How to make pork steaks with blueberry and apple sauce

October 9, 2015

Brimming with protective antioxidants, blueberries also bring colour and sweetness to this quick and easy dish. Serve the pork with stir-fried cabbage and leeks, along with tender baby carrots. Here is a step by step on how to make this delicious and healthy dish.

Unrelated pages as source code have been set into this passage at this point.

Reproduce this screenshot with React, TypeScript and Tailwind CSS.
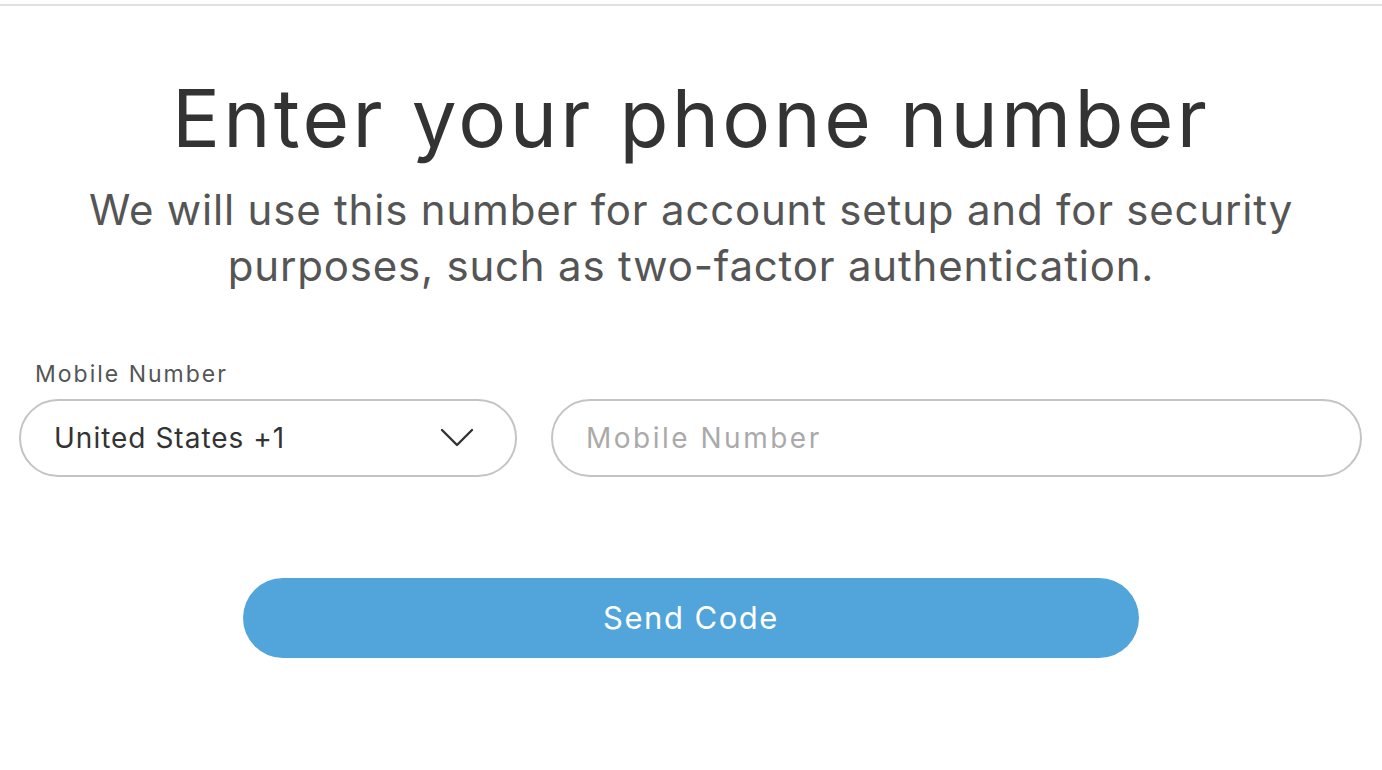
import React from "react";

const ChevronDown = () => (
  <svg width="34" height="20" viewBox="0 0 34 20" fill="none">
    <path d="M2 2L17 17L32 2" stroke="#333" strokeWidth="2.4" strokeLinecap="round" strokeLinejoin="round" />
  </svg>
);

const App = () => {
  return (
    <div className="min-h-[770px] w-full bg-white font-['Inter',sans-serif]">
      <div className="h-[4px]" />
      <div className="h-[2px] bg-[#e0e1e3]" />
      <div className="flex flex-col items-center pt-[68px]">
        <h1 className="text-[80px] leading-[88px] font-normal tracking-[3.3px] text-[#333333]">
          Enter your phone number
        </h1>
        <p className="mt-[20px] text-center text-[42px] leading-[56px] tracking-[0.8px] text-[#555555]">
          We will use this number for account setup and for security
          <br />
          purposes, such as two-factor authentication.
        </p>
      </div>

      <div className="mt-[66px] px-[19px] pr-[20px]">
        <label className="ml-[16px] block text-[23px] leading-[28px] tracking-[2px] text-[#555555]">
          Mobile Number
        </label>
        <div className="mt-[11px] flex gap-[34px]">
          <div className="flex h-[78px] w-[498px] shrink-0 items-center justify-between rounded-full border-2 border-[#c4c4c4] pl-[33px] pr-[41px]">
            <span className="text-[28px] tracking-[1px] text-[#333333]">United States +1</span>
            <ChevronDown />
          </div>
          <div className="flex h-[78px] flex-1 items-center rounded-full border-2 border-[#c4c4c4] pl-[33px]">
            <input
              className="w-full bg-transparent text-[28px] tracking-[2.5px] text-[#333333] outline-none placeholder:text-[#aaaaaa]"
              placeholder="Mobile Number"
            />
          </div>
        </div>
      </div>

      <div className="mt-[101px] flex justify-center">
        <button className="h-[80px] w-[896px] rounded-full bg-[#51a5da] text-[31px] tracking-[1.5px] text-white">
          Send Code
        </button>
      </div>
    </div>
  );
};

export default App;
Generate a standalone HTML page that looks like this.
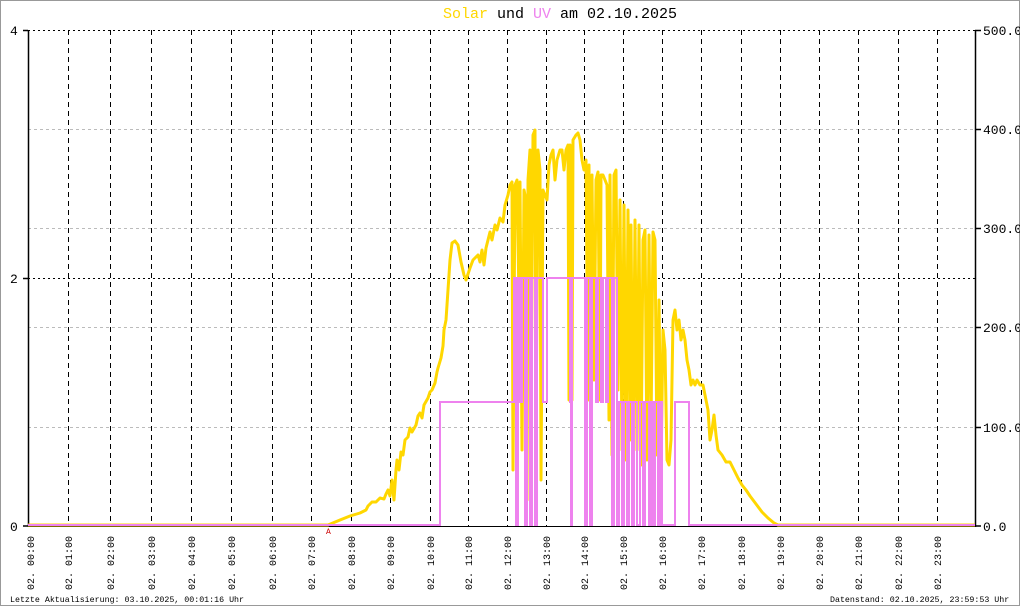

How to make pork steaks with blueberry and apple sauce

Pork steaks with blueberry and apple sauce

Preparation time 10 minutes

Cooking time 18 minutes

Serves 4

  • 2 apples, about 200 to 250 g (½ lb)
  • 1 large leek
  • 400 g (1 3/4 c) finely shredded cabbage
  • 15 ml (1 tbsp) sugar
  • 150 ml (2/3 c) blueberries
  • 30 ml (2 tbsp) olive oil or canola oil, divided
  • 4 lean pork steaks

1. Peel and coarsely grate the apples. Trim, thinly slice and rinse the leeks. Place the apples in a pot over high heat. Add the sugar and 15 millilitres (one tablespoon) of water and bring to a boil, stirring. Reduce heat to low, cover, and cook for one to two minutes, or until the apples soften. Stir in the blueberries to warm through and transfer to a serving bowl.

2. Heat a large frying pan over high heat until very hot. To the pan, add 15 millilitres (one tablespoon) of the oil and the pork steaks. Brown for one minute on each side, reduce heat to medium-low, and fry for four minutes on each side. Transfer the pork to a plate and keep warm.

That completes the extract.